# Basculement



## Voce

Salve!
Nel cappello introduttivo di un'intervista alla direttrice del Museo Internazionale della Riforma c'è una frase che non riesco bene a interpretare:

"Elle (la directrice) reste engagée dans le *basculement *que vit la foi protestante".

Il mio rozzo tentativo è:

"Ella resta impegnata nel *rivolgimento *che la fede protestante sta vivendo".

Temo, però, di aver fatto un pasticcio...

Sono grato a chiunque voglia aiutarmi!


----------



## matoupaschat

Ciao Voce,

Credo di sì _rivolgimento, cambiamento, mutamento_. Ho trovato l'articolo, e non credo che userei "ella", se mi permetti .

Stammi bene


----------



## Nunou

Ciao Voce, 
rivolgimento potrebbe andar bene come anche sconvolgimento, cambiamento di direzione/orientamento...
Stando ai dizionari si potrebbe tradurre in tutti questi modi, stando invece al tuo contesto forse ci andrei un po' più cauta e direi solo "cambiamento/mutamento/evoluzione"...forse anche "crisi"....ma dovrei saperne di più per poterlo dire con certezza. 

Altri sinonimi possono essere ribellione, rivolta, rivoluzione, rovesciamento, sconvolgimento, sovvertimento, turbamento...a te scegliere quello che si adatta meglio al resto del tuo contesto.


EDIT: credo che neppure io userei "ella" ma più semplicemente "lei" oppure niente soggetto del tutto...nel senso che lo sottintendi e parti direttamente col verbo.
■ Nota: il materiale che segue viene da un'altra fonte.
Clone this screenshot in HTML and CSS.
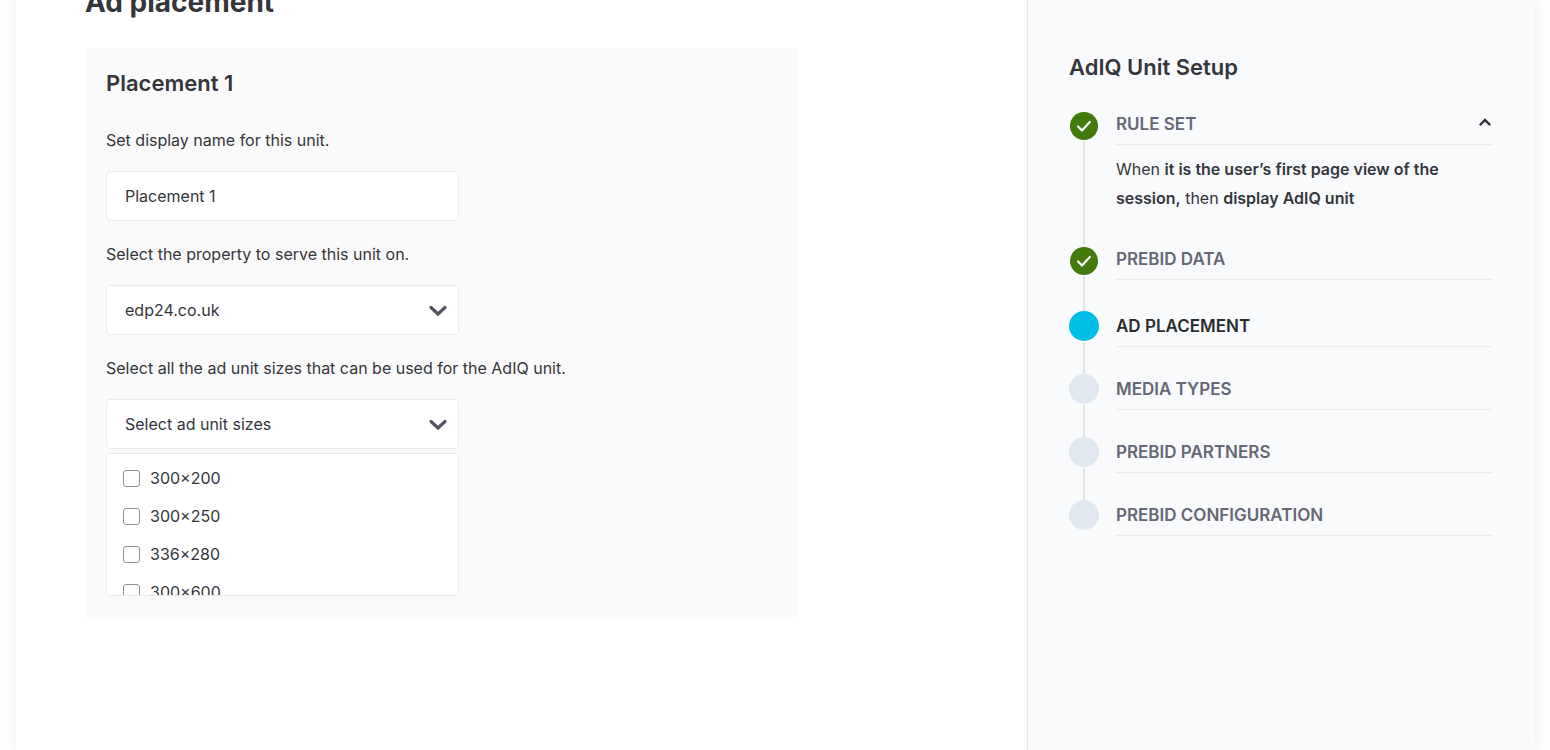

Invece che resta impegnata potresti dire "sempre impegnata nel...." anche se questo impegnata nel contesto non mi piace molto..forse direi "sempre sensibile/attenta al cambiamento...coinvolta..." mi sa che ci devo ancora pensare...


----------



## Voce

Grazie, Matou e grazie, Nunou!

E se lo rendessi con "mutamenti" al plurale?

Matou: hai ragione per "ella".


----------



## Nunou

Sì Voce...mutamenti credo vada benissimo.

P.S.: ci siamo incrociati...e io stavo facendo un edit nel mio intervento precedente!


----------



## matoupaschat

Voce said:


> E se lo rendessi con "mutamenti" al plurale?


..........................


----------



## Voce

Bene, allora, ho risolto con "mutamenti".
Grazie a tutti e due e alla prossima!


----------



## Anja.Ann

Ciao a tutti  

Anche "ribaltamento" potrebbe andare bene? 
(Preso in prestito dal settore tecnico-medico, dove les "tables basculantes" sono tavoli radiografici con ribaltamento)


----------



## Nunou

Anja 
in effetti significa anche ribaltamento ma penso che in questo contesto il termine sarebbe stato un po' "forte/eccessivo".
Non credo che si tratti di un cambiamento di posizione così marcato/radicale...netto

Ciao... (e scusa la mia malcelata ironia...ma credo che, come reduce dalla _stanza accanto_, tu avessi _praticamente_ bisogno di riderci un po' su....)


----------



## Anja.Ann

Che forte che sei, Nunou!  
Sono d'accordo sul "ribaltamento" (divagavo un po' sul tema ) e, più che mai, sulla stanza accanto!


----------